* START TASK INPUTS *

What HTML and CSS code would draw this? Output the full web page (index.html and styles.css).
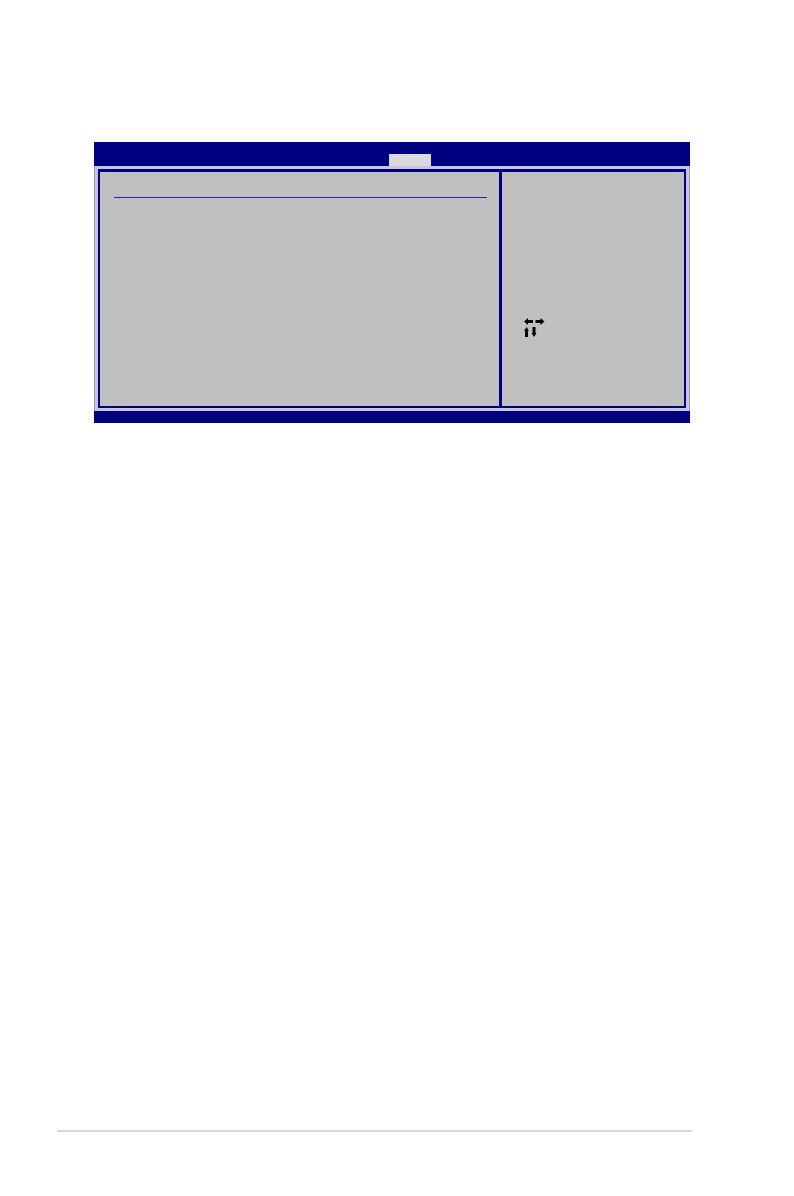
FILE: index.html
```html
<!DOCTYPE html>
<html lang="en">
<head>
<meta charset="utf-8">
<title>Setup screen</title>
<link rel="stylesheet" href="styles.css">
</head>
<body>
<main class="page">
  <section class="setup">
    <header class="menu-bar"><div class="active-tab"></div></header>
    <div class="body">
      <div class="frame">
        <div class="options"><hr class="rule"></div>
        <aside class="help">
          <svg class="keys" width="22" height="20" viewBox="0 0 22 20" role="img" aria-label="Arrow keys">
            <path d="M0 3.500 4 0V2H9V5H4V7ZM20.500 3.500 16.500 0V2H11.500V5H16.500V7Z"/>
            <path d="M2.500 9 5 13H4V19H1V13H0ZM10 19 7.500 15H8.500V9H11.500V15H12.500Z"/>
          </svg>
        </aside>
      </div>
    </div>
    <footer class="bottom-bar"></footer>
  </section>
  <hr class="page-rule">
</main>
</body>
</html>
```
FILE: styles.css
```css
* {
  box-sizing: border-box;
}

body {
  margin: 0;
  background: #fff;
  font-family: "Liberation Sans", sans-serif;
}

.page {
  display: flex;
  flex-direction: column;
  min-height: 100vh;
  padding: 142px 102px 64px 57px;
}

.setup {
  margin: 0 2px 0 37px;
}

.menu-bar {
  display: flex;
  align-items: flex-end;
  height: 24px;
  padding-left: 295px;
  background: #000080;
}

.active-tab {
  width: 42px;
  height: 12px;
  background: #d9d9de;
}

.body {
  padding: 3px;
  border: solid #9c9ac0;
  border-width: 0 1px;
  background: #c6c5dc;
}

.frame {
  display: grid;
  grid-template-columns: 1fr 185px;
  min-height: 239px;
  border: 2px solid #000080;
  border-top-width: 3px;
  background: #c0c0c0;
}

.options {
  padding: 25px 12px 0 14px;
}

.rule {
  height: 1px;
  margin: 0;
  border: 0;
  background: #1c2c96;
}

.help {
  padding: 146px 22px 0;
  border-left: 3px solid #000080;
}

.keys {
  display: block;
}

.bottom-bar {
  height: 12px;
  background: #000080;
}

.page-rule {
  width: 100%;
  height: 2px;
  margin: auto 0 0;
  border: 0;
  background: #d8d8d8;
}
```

* END TASK INPUTS *
* START TASK INPUTS *

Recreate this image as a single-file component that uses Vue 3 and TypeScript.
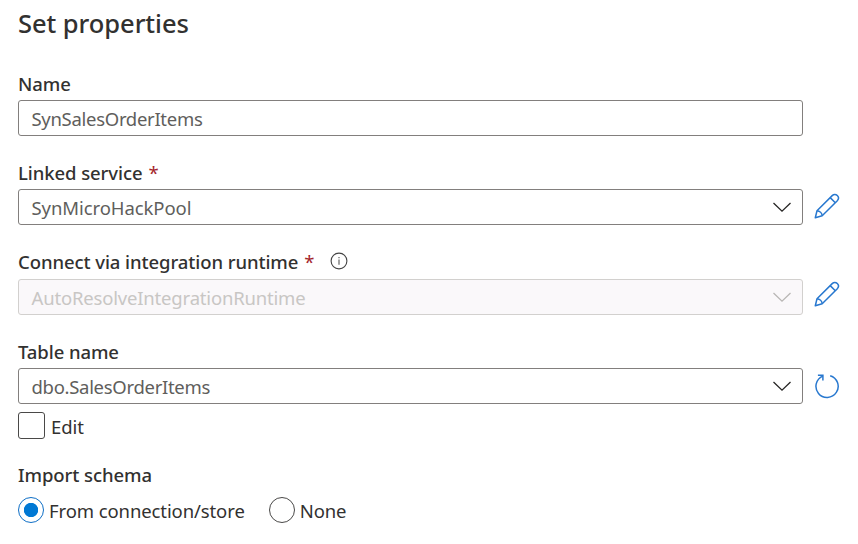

* END TASK INPUTS *

=== WHAT YOU HAVE TO DO ===
Look for "styles" and pull out every line that has it.

=== RESPONSE ===
What HTML and CSS code would draw this? Output the full web page (index.html and styles.css).
<link rel="stylesheet" href="styles.css">
FILE: styles.css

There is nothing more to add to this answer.